A Conversation with Teik-Chye

Name: Teik-Chye Chan

Title: Research Associate, Infectious Disease

Organization: Naval Medical Research Center

Time with HJF: 25 years, three months

Teik-Chye has been an HJF employee since February 1994. His research contribution and dedication for the Department of Defense began 62 years ago when, in 1957, he began as a temporary employee at the U.S. Army Medical Research Unit-Malaysia while Malaysia was still a protectorate of Great Britain. In 1958, he was hired as a Foreign Service National employee, where he worked until it closed in 1989. Teik-Chye spent approximately the next year and a half assisting with the demobilization of the unit, which included training (to ensure the capabilities remained) as well as moving the valuable biological inventory. He was subsequently offered the opportunity to move to the United States to work at the Walter Reed Army Institute of Research as a contractor, which he accepted. Teik-Chye arrived in the United States in 1991, and his family joined him a month later. After several years, he moved to the Naval Medical Research Center in 1994 as an HJF employee. Teik-Chye, as Research Associate, is an integral member of the Infectious Disease Directorate and its Viral and Rickettsial Diseases Department, where he takes on many roles, most notably animal and tissue culture research activities, as well as assuming general lab duties and serving as a rickettsial/laboratory historian. In Malaysia, he had a multidisciplinary role and performed animal, laboratory, and field work in the fields of virology, malaria, and rickettsia. The knowledge and expertise that he has acquired, which goes beyond institutional knowledge, continues to be a valuable asset to military and infectious disease research.   

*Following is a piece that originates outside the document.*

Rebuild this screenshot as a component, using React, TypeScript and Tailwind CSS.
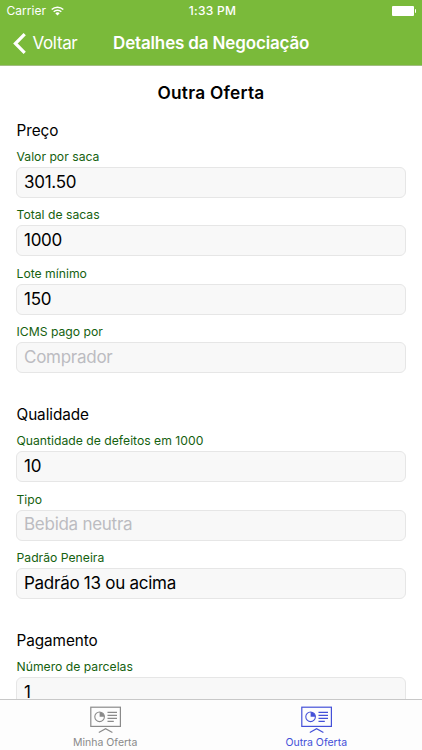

Teik-Chye's years of excitement and dedication to the research missions of HJF, as well as to the DoD, provide a constant source of inspiration and motivation to employees and collaborators of the HJF, Navy and Army. Every day he continues to work hard, with no indication of retiring anytime soon. 

--submitted by Heidi St. John, M.S., Research Associate, HJF, in support of Viral and Rickettsial Disease Program, Naval Medical Research Center
 

 

What do you love most about the work you do? Part of my work requires me to propagate Orientia and Rickettsia organisms in mice, cell culture and in the yolk sacs of embryonated chicken eggs. It is very challenging and exciting to observe these abundant organisms on the stained slides. These obligate coccobacillus intracellular parasites are used in various serological and molecular assays to detect both human and animal rickettsial antibodies.

What book or journal have you recently enjoyed? The last journal I read was the “American Journal of Tropical Medicine and Hygiene,” which included a historical review of the interrelationships of the rickettsial diseases and their arthropod vectors: ticks, lice, fleas and chigger mites.

What are you passionate about? My ultimate goal is, hopefully, to see in the not too distant future a highly-effective immunogenic, FDA-approved vaccine for use in humans to prevent the rickettsial diseases.

Who would you most like to swap places with for a day? Maybe one of my colleagues within the same department.

If you could visit anywhere in the world you’ve never been, where would you go? Preferably, I would like to visit the North Pole to observe the magical aurora borealis light.

Is there anything else you’d like to share with your colleagues at HJF?
Since I am hired by HJF to work for the DoD for the advancement of military medicine, I would like to likewise encourage all my colleagues at HJF to do the same diligently.